Deceptively unconstructed, there are two sets of scaffolding on stage that serve as the ramshackle holding together of a life. Sacks hang above the stage reminiscent of carcasses in Dutch still lives depicted as objects of beauty but actually a reminder of the mortality that lurks in life. Dim lighting occasionally flits over to catch glitter balls that glint and hint at another world beyond the deep, dark well of depression. A cacophonous soundscape created by Horton in collaboration with composer James Atherton and sound designer Elena Peña, gives an aural dimension to Horton’s experience. The creation of the space where the profundities of the experiences in All of Me can be played out is another of the show’s triumphs.

All of Me ends with a party where ugliness and beauty, shame and judgement, joy and sadness, desire and true love congregate, the varied facets of life that confront us all everyday. Navigating between the spaces and facing each as it comes is perhaps the best we can do. There will be darkness, Horton unflinchingly tells us, and while depression will come again, somewhere out there there is light. 

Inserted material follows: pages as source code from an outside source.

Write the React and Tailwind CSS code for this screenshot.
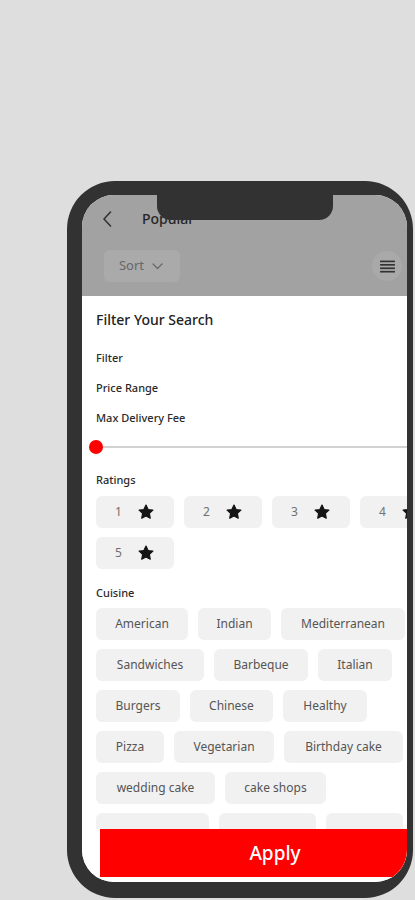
import React from "react";

const cuisines = [
  ["American", "w-[92px]"],
  ["Indian", "w-[73px]"],
  ["Mediterranean", "w-[124px]"],
  ["Sandwiches", "w-[108px]"],
  ["Barbeque", "w-[94px]"],
  ["Italian", "w-[74px]"],
  ["Burgers", "w-[84px]"],
  ["Chinese", "w-[83px]"],
  ["Healthy", "w-[84px]"],
  ["Pizza", "w-[68px]"],
  ["Vegetarian", "w-[100px]"],
  ["Birthday cake", "w-[119px]"],
  ["wedding cake", "w-[119px]"],
  ["cake shops", "w-[101px]"],
  ["", "w-[113px]"],
  ["", "w-[97px]"],
  ["", "w-[77px]"],
];

function Star() {
  return (
    <svg width="18" height="18" viewBox="0 0 24 24">
      <path
        d="M12 2.8l2.8 5.9 6.4.8-4.7 4.4 1.2 6.4L12 17.2l-5.7 3.1 1.2-6.4-4.7-4.4 6.4-.8z"
        fill="#151515"
        stroke="#151515"
        strokeWidth="1.6"
        strokeLinejoin="round"
      />
    </svg>
  );
}

export default function App() {
  return (
    <div
      className="w-[415px] h-[900px] bg-[#dedede] overflow-hidden pt-[181px] pl-[67px]"
      style={{ fontFamily: '"Noto Sans", "Liberation Sans", sans-serif' }}
    >
      <div className="relative w-[346px] h-[717px] rounded-[48px] bg-[#323232] border-l-[15px] border-t-[14px] border-r-[6px] border-b-[16px] border-[#323232]">
        <div className="relative w-full h-full rounded-[32px] overflow-hidden bg-white flex flex-col">
          {/* header (dimmed) */}
          <div className="h-[101px] shrink-0 bg-[#a2a2a2] flex flex-col pl-[20px] pr-[5px]">
            <div className="mt-[16px] h-[16px] flex items-center">
              <svg width="10" height="16" viewBox="0 0 10 16">
                <polyline points="8.5,1 2,8 8.5,15" fill="none" stroke="#333" strokeWidth="1.6" strokeLinecap="round" strokeLinejoin="round" />
              </svg>
              <span className="ml-[30px] text-[14px] leading-[16px] font-medium text-[#262626]">Popular</span>
            </div>
            <div className="mt-[23px] flex items-center justify-between">
              <div className="ml-[2px] w-[76px] h-[32px] rounded-md bg-[#aaaaaa] flex items-center justify-center gap-[8px] pr-[2px]">
                <span className="text-[13px] text-[#676767]">Sort</span>
                <svg width="11" height="7" viewBox="0 0 11 7">
                  <polyline points="1,1 5.5,5.5 10,1" fill="none" stroke="#6a6a6a" strokeWidth="1.3" strokeLinecap="round" strokeLinejoin="round" />
                </svg>
              </div>
              <div className="w-[30px] h-[30px] rounded-full bg-[#a9a9a9] flex items-center justify-center">
                <svg width="15" height="13" viewBox="0 0 16 14">
                  <g stroke="#333" strokeWidth="1.8">
                    <line x1="0" y1="1.5" x2="16" y2="1.5" />
                    <line x1="0" y1="5.2" x2="16" y2="5.2" />
                    <line x1="0" y1="8.9" x2="16" y2="8.9" />
                    <line x1="0" y1="12.6" x2="16" y2="12.6" />
                  </g>
                </svg>
              </div>
            </div>
          </div>

          {/* sheet */}
          <div className="flex-1 min-h-0 flex flex-col bg-white">
            <div className="flex-1 min-h-0 overflow-hidden pl-[14px]">
              <div className="w-[345px] pt-[14px]">
                <div className="text-[14px] leading-[20px] font-medium text-[#222]">Filter Your Search</div>
                <div className="mt-[20px] text-[11px] leading-[16px] font-medium text-[#2a2a2a]">Filter</div>
                <div className="mt-[14px] text-[11px] leading-[16px] font-medium text-[#2a2a2a]">Price Range</div>
                <div className="mt-[14px] text-[11px] leading-[16px] font-medium text-[#2a2a2a]">Max Delivery Fee</div>
                <div className="mt-[14px] h-[14px] relative flex items-center">
                  <div className="w-full h-[2px] bg-[#d2d2d2]" />
                  <div className="absolute left-[-7px] top-0 w-[14px] h-[14px] rounded-full bg-[#ff0000]" />
                </div>
                <div className="mt-[18px] text-[11px] leading-[16px] font-medium text-[#2a2a2a]">Ratings</div>
                <div className="mt-[8px] flex flex-wrap gap-x-[10px] gap-y-[9px]">
                  {[1, 2, 3, 4, 5].map((n) => (
                    <div key={n} className="w-[78px] h-[32px] rounded-md bg-[#f1f1f1] flex items-center justify-center gap-[15px]">
                      <span className="text-[12px] text-[#707070]">{n}</span>
                      <Star />
                    </div>
                  ))}
                </div>
                <div className="mt-[16px] text-[11px] leading-[16px] font-medium text-[#2a2a2a]">Cuisine</div>
                <div className="mt-[7px] flex flex-wrap gap-x-[10px] gap-y-[9px]">
                  {cuisines.map(([label, w], i) => (
                    <div key={i} className={`${w} h-[32px] rounded-md bg-[#f1f1f1] flex items-center justify-center text-[12px] text-[#555]`}>
                      {label}
                    </div>
                  ))}
                </div>
              </div>
            </div>
            <div className="shrink-0 pl-[18px] pb-[5px] overflow-hidden">
              <div className="w-[350px] h-[48px] bg-[#ff0000] flex items-center justify-center text-white text-[19px] font-medium">
                Apply
              </div>
            </div>
          </div>

          {/* notch */}
          <div className="absolute top-0 left-[75px] w-[176px] h-[25px] bg-[#323232] rounded-b-[14px]" />
        </div>
      </div>
    </div>
  );
}
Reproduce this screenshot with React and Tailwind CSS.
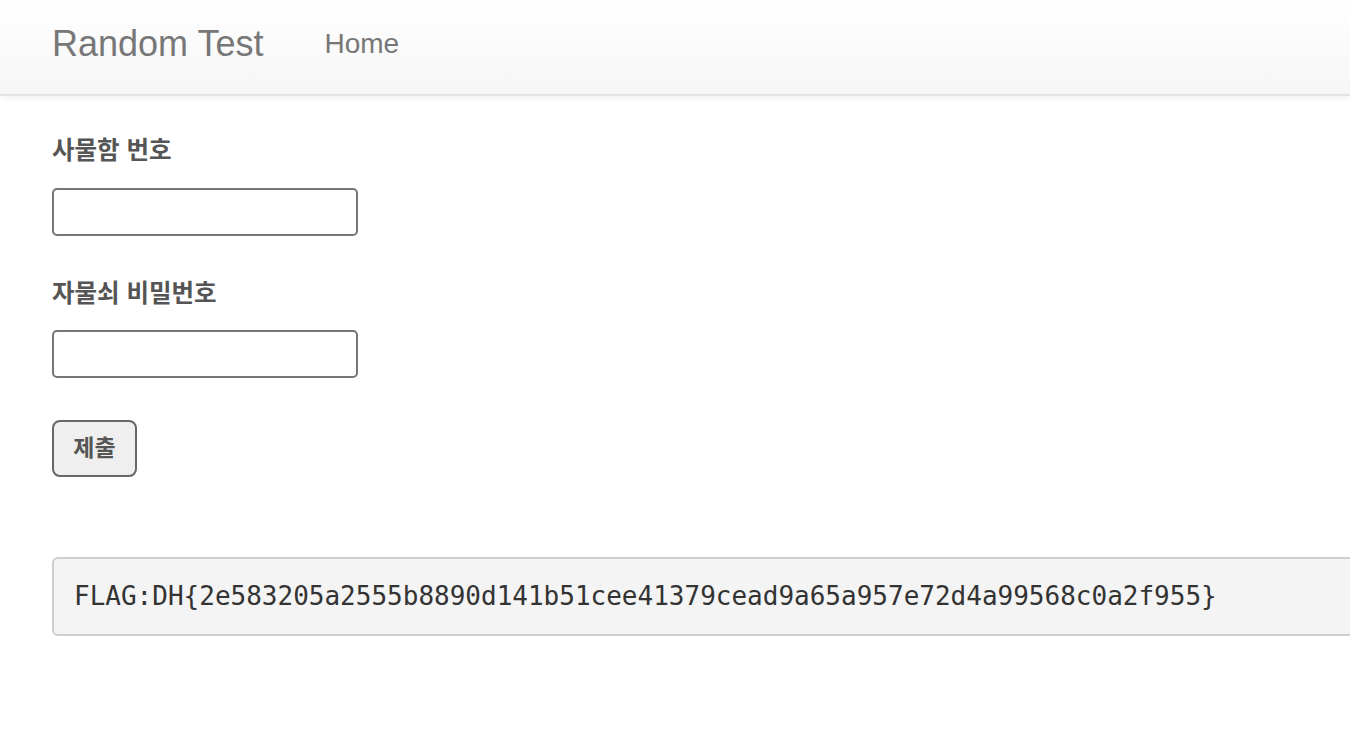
export default function App() {
  const sans = { fontFamily: '"Liberation Sans", Arial, sans-serif' };
  const kr = { fontFamily: '"Liberation Sans", "Noto Sans CJK KR", sans-serif' };
  return (
    <div className="w-[1350px] h-[754px] overflow-hidden bg-white" style={sans}>
      <nav className="h-[96px] bg-gradient-to-b from-white to-[#f6f6f6] border-b-2 border-[#e3e3e3] shadow-[0_2px_6px_rgba(0,0,0,0.06)] flex items-center pl-[52px]">
        <span className="text-[36px] text-[#777] leading-none mt-[-6px]">Random Test</span>
        <span className="text-[28px] text-[#777] leading-none ml-[61px] mt-[-6px]">Home</span>
      </nav>
      <div className="pl-[52px] pt-[39px]" style={kr}>
        <div className="text-[24.5px] font-bold text-[#555] leading-[32px]">사물함 번호</div>
        <input className="mt-[21px] block w-[306px] h-[48px] border-2 border-[#767676] rounded-[5px] bg-white" />
        <div className="mt-[42px] text-[24.5px] font-bold text-[#555] leading-[32px]">자물쇠 비밀번호</div>
        <input className="mt-[20px] block w-[306px] h-[48px] border-2 border-[#767676] rounded-[5px] bg-white" />
        <button className="mt-[42px] block w-[85px] h-[57px] border-2 border-[#676767] rounded-[8px] bg-[#efefef] text-[23px] font-bold text-[#555]">
          제출
        </button>
        <div
          className="mt-[80px] w-[1340px] h-[79px] bg-[#f4f4f4] border-2 border-[#cfcfcf] rounded-[6px] flex items-center pl-[20px] text-[26px] text-[#333]"
          style={{ fontFamily: '"DejaVu Sans Mono", "Liberation Mono", monospace' }}
        >
          FLAG:DH{"{"}2e583205a2555b8890d141b51cee41379cead9a65a957e72d4a99568c0a2f955{"}"}
        </div>
      </div>
    </div>
  );
}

In spite of Horton’s protestations, this is a beautifully constructed show, its apparent messiness a testament to pinpoint sharp writing from Horton herself, sensitive direction from Alex Swift and back up from a technical team that provides a backdrop to All of Me that is completely congruous and supportive of its themes.

So many of Horton’s apologies at the start of the show are not borne out, but do serve to make us watch with a different eye, to be conscious of its construction and to be there with her through the darkness. But in the end no apologies are needed – this is a truly magnificent show.